We kneel. In front of each other. The mattress moans. Springs
loosened by adulterous one-nighters and Viagra-addicted tits-lovers.
I make a cross. On your lips. Moaning: “Ah, Canada!” A couple’s a cappella.
Anniversary red bra. White breasts. Black fingers. You open it. “Ergo!”
With one hand. Still wearing the trace of shackles like a watch’s mark.
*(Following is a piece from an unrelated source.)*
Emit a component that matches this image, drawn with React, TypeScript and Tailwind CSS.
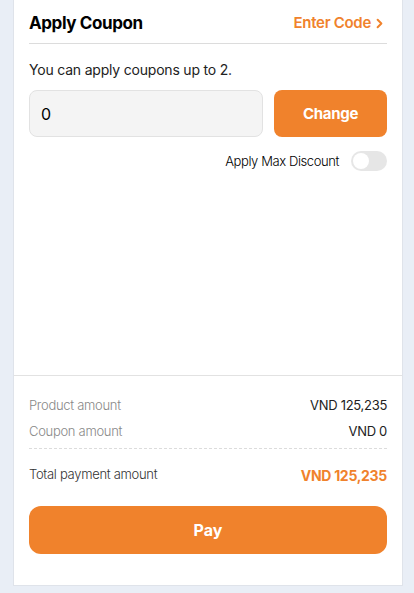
import { ChevronRight } from "lucide-react";

export default function App() {
  return (
    <div
      className="h-[593px] w-[414px] bg-[#e9eef6] pl-[13px] pr-[11px] pb-[7px] text-[#111]"
      style={{ fontFamily: "Inter, 'Noto Sans', sans-serif" }}
    >
      <div className="flex h-full flex-col border-x border-b border-[#dfe3ea] bg-white">
        {/* Coupon section */}
        <div className="flex-1 px-[15px]">
          <div className="flex h-[44px] items-center justify-between border-b border-[#dcdcdc] pt-[4px]">
            <h2 className="text-[17px] font-bold tracking-[-0.4px] text-black">Apply Coupon</h2>
            <button className="flex items-center gap-[1px] text-[15px] font-semibold tracking-[-0.3px] text-[#f0822c]">
              Enter Code
              <ChevronRight size={15} strokeWidth={3.2} />
            </button>
          </div>

          <p className="mt-4 text-[14px] leading-5 tracking-[-0.2px] text-[#222]">You can apply coupons up to 2.</p>

          <div className="mt-[10px] flex gap-[11px]">
            <input
              readOnly
              value="0"
              className="h-[47px] w-[234px] rounded-lg border border-[#e2e2e2] bg-[#f4f4f4] px-[11px] text-[16px] text-black outline-none"
            />
            <button className="h-[47px] flex-1 rounded-lg bg-[#f0822c] pt-[1px] text-[15px] font-bold tracking-[-0.3px] text-white">
              Change
            </button>
          </div>

          <div className="mt-[14px] flex items-center justify-end gap-3">
            <span className="pt-[1px] text-[13px] font-light tracking-[-0.4px] text-black">Apply Max Discount</span>
            <div className="flex h-5 w-9 items-center rounded-full bg-[#e6e6e6] p-[2px]">
              <div className="h-4 w-4 rounded-full bg-white" />
            </div>
          </div>
        </div>

        {/* Summary */}
        <div className="border-t border-[#e2e2e2] px-[15px] pb-[31px] pt-[20px]">
          <div className="space-y-[6px] text-[13px] tracking-[-0.3px]">
            <div className="flex h-5 items-center justify-between">
              <span className="font-light text-[#888]">Product amount</span>
              <span className="text-[#222]">VND 125,235</span>
            </div>
            <div className="flex h-5 items-center justify-between">
              <span className="font-light text-[#888]">Coupon amount</span>
              <span className="text-[#222]">VND 0</span>
            </div>
          </div>
          <div className="mt-[6px] border-t border-dashed border-[#dcdcdc]" />
          <div className="mt-[16px] flex h-5 items-center justify-between text-[13px] tracking-[-0.3px]">
            <span className="font-light text-[#333]">Total payment amount</span>
            <span className="text-[14px] font-bold tracking-[-0.3px] text-[#f0822c]">VND 125,235</span>
          </div>
          <button className="mt-[21px] h-[48px] w-full rounded-xl bg-[#f0822c] text-[16px] font-bold text-white">
            Pay
          </button>
        </div>
      </div>
    </div>
  );
}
Sweat. Sex. Screams. I make coffee. Shower. You write two poems against
injustice. Fear’s figures of speech. Then drive me home, the Commonwealth Towers.
In Toronto.
On My Way to Work
Men tucked in on the subway ventilation system in sleeping
bags with traces of sweat and teenage sperm – casually
thrown away by first-timers too young to use dry-cleaning,
do their own laundry, or stock up on memories for
Alzheimer-rotten days. Rusty bars indifferently divide
the world below – those who have somewhere to go
and the tokens to do so, from the world above – Don
Quixotes in smelly overalls who hope everyone strives
to forgive and forego.
(“On which inside is prison and on which outside is freedom?”)
Breaths of warm air lasso along the beggars’
salt-filled wrinkles, as if seeking to wipe away the
proofs of the City Hall’s forgetfulness to fight snow,
to condone the city bylaws, though we crave it more and
more since the global warming and the environmentally-
conscious but consistent pollution. The carbon dioxide
produced by the subway passengers’ breaths mixes with
the delicate particles of dead skin of the woman with
green-cosmetic contact lenses and calloused cheeks when
she trips on her high heels rushing towards her date waiting for her
near the subway stop entrance - a Luxor Obelisk in translation,
she recently met him on kijiji – middle-aged, handsome, tall,
well-spoken and with a perfect drawl. He’s already pricked
the rose-scented condoms, part of his last-resort campaign
to have a child, God, at least one child!
just about with anyone.
(“Who’s guiltier? The doer or the loser?”)
“Please knock! Doorbell doesn’t work” whippy letters weep on a
weathered cardboard sign, as I drop my change in the paper coffee cup
of the Christ’s doppelgänger. He rolls around in his sleep, smiling.